Schottdorfs intensive Kontakte zur Justiz sind weniger freundlich, wenngleich auch schon viele Jahre alt. Bereits in den achtziger und neunziger Jahren wurden zwei Betrugsverfahren gegen Bernd Schottdorf eingeleitet. Auch damals ging es um Abrechnungsbetrug und um Scheinbeschäftigung von Ärzten. Beide Male wurde Schottdorf freigesprochen, zuletzt im Jahr 2000. Nicht verlegen um große Vergleiche sprach Schottdorf in der Augsburger Allgemeinen von einem „Dreißigjährigen Krieg“ gegen ihn. Sollten die Richter diesmal anders befinden, muss das Ehepaar allerdings mit Haftstrafen ohne Bewährung rechnen.

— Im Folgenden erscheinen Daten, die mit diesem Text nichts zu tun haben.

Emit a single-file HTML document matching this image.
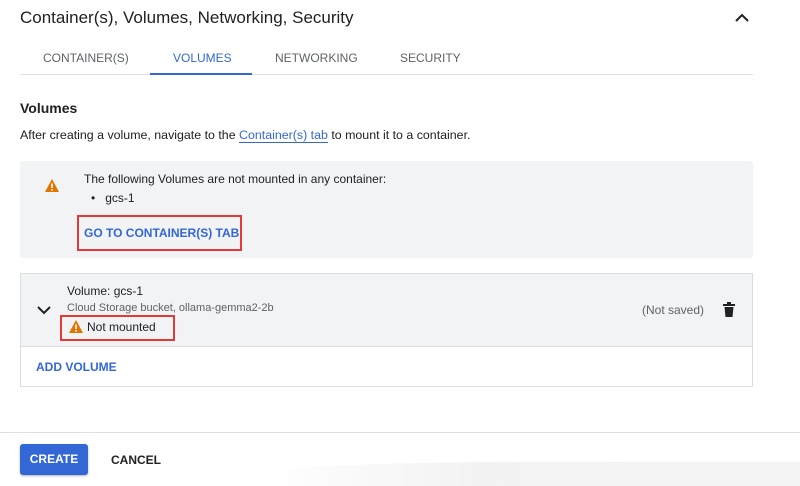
<!DOCTYPE html>
<html><head><style>
*{margin:0;padding:0;box-sizing:border-box}
body{width:800px;height:486px;background:#fff;font-family:"Liberation Sans",Arial,sans-serif;color:#202124;position:relative;overflow:hidden}
.a{position:absolute;white-space:nowrap}
</style></head><body>
<div class="a" style="left:20px;top:8px;font-size:17px;">Container(s), Volumes, Networking, Security</div>
<svg class="a" style="left:734px;top:12px" width="16" height="12" viewBox="0 0 16 12"><path d="M2 9 L8 3 L14 9" fill="none" stroke="#202124" stroke-width="2"/></svg>
<div class="a" style="left:20px;top:74px;width:733px;height:1px;background:#e0e0e0"></div>
<div class="a" style="left:43px;top:51px;font-size:12px;color:#5f6368">CONTAINER(S)</div>
<div class="a" style="left:173px;top:51px;font-size:12px;color:#3367d6">VOLUMES</div>
<div class="a" style="left:150px;top:73px;width:102px;height:2px;background:#3367d6"></div>
<div class="a" style="left:275px;top:51px;font-size:12px;color:#5f6368">NETWORKING</div>
<div class="a" style="left:400px;top:51px;font-size:12px;color:#5f6368">SECURITY</div>
<div class="a" style="left:20px;top:100px;font-size:14px;font-weight:bold;">Volumes</div>
<div class="a" style="left:20px;top:128px;font-size:12.4px;">After creating a volume, navigate to the <span style="color:#3367d6;border-bottom:1px solid #3367d6">Container(s) tab</span> to mount it to a container.</div>
<div class="a" style="left:20px;top:161px;width:733px;height:97px;background:#f1f3f4;border-radius:3px"></div>
<svg class="a" style="left:45px;top:179px" width="14" height="13" viewBox="0 0 14 13"><path d="M7 0 L14 13 L0 13Z" fill="#e37400"/><rect x="6.2" y="4.5" width="1.6" height="4.5" fill="#fff"/><rect x="6.2" y="10" width="1.6" height="1.6" fill="#fff"/></svg>
<div class="a" style="left:84px;top:172px;font-size:12px;">The following Volumes are not mounted in any container:</div>
<div class="a" style="left:91px;top:191px;font-size:12px;">•&nbsp;&nbsp;&nbsp;gcs-1</div>
<div class="a" style="left:77px;top:215px;width:165px;height:36px;border:2px solid #e53935"></div>
<div class="a" style="left:84px;top:226px;font-size:12px;color:#3367d6;font-weight:bold">GO TO CONTAINER(S) TAB</div>
<div class="a" style="left:20px;top:273px;width:733px;height:114px;border:1px solid #dadce0"></div>
<div class="a" style="left:21px;top:274px;width:731px;height:73px;background:#f1f3f4;border-bottom:1px solid #dadce0"></div>
<svg class="a" style="left:37px;top:305px" width="14" height="10" viewBox="0 0 14 10"><path d="M1 2 L7 8 L13 2" fill="none" stroke="#202124" stroke-width="2"/></svg>
<div class="a" style="left:67px;top:284px;font-size:12px;">Volume: gcs-1</div>
<div class="a" style="left:67px;top:302px;font-size:11px;color:#5f6368">Cloud Storage bucket, ollama-gemma2-2b</div>
<div class="a" style="left:60px;top:315px;width:115px;height:26px;border:2px solid #e53935"></div>
<svg class="a" style="left:69px;top:320px" width="14" height="13" viewBox="0 0 14 13"><path d="M7 0 L14 13 L0 13Z" fill="#e37400"/><rect x="6.2" y="4.5" width="1.6" height="4.5" fill="#fff"/><rect x="6.2" y="10" width="1.6" height="1.6" fill="#fff"/></svg>
<div class="a" style="left:87px;top:320px;font-size:12px;">Not mounted</div>
<div class="a" style="left:642px;top:303px;font-size:12px;color:#5f6368">(Not saved)</div>
<svg class="a" style="left:723px;top:302px" width="12" height="15" viewBox="0 0 12 15"><rect x="0" y="2" width="12" height="2" fill="#202124"/><rect x="4" y="0" width="4" height="2" fill="#202124"/><path d="M1.5 5 H10.5 L9.5 15 H2.5Z" fill="#202124"/></svg>
<div class="a" style="left:36px;top:360px;font-size:12px;color:#3367d6;font-weight:bold">ADD VOLUME</div>
<div class="a" style="left:0;top:432px;width:800px;height:1px;background:#e0e0e0"></div>
<div class="a" style="left:20px;top:444px;width:68px;height:31px;background:#3367d6;border-radius:3px;box-shadow:0 1px 2px rgba(0,0,0,.3);color:#fff;font-size:12px;font-weight:bold;text-align:center;line-height:31px">CREATE</div>
<div class="a" style="left:111px;top:453px;font-size:12px;font-weight:bold">CANCEL</div>
<div class="a" style="left:260px;top:462px;width:540px;height:24px;background:linear-gradient(90deg,rgba(255,255,255,0),rgba(230,230,230,.5) 40%,rgba(240,240,240,.7));border-radius:50% 0 0 0"></div>
</body></html>
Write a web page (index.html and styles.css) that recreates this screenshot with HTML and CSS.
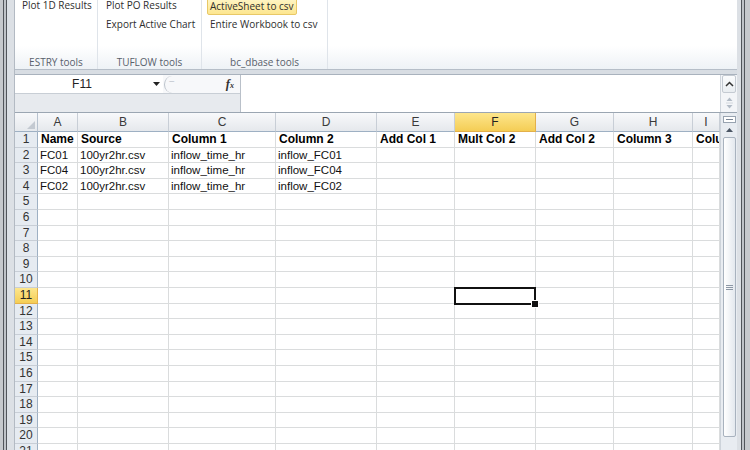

Nur einmal, da blieb tatsächlich etwas hängen: Da ging es allerdings nur mittelbar um die Abrechnungspraktiken. 2006 wurde bekannt, dass Schottdorf einem Augsburger Staatsanwalt einen günstigen Privatkredit über 160.000 Mark gewährt hat. Dieser hat dann auch mehrere Verfahren gegen Schottdorf eingestellt. Der Laborarzt akzeptierte eine Geldstrafe von 450.000 Euro wegen Vorteilsgewährung.
Mehr jedoch soll ihn der Zeitung zufolge geschmerzt haben, dass er wegen der Vorstrafe auch seinen Waffenschein verloren hat. Schottdorf war leidenschaftlicher Jäger. Der Staatsanwalt kam weniger glimpflich davon. Er wurde etwas später zu drei Jahren und drei Monaten Haft verurteilt.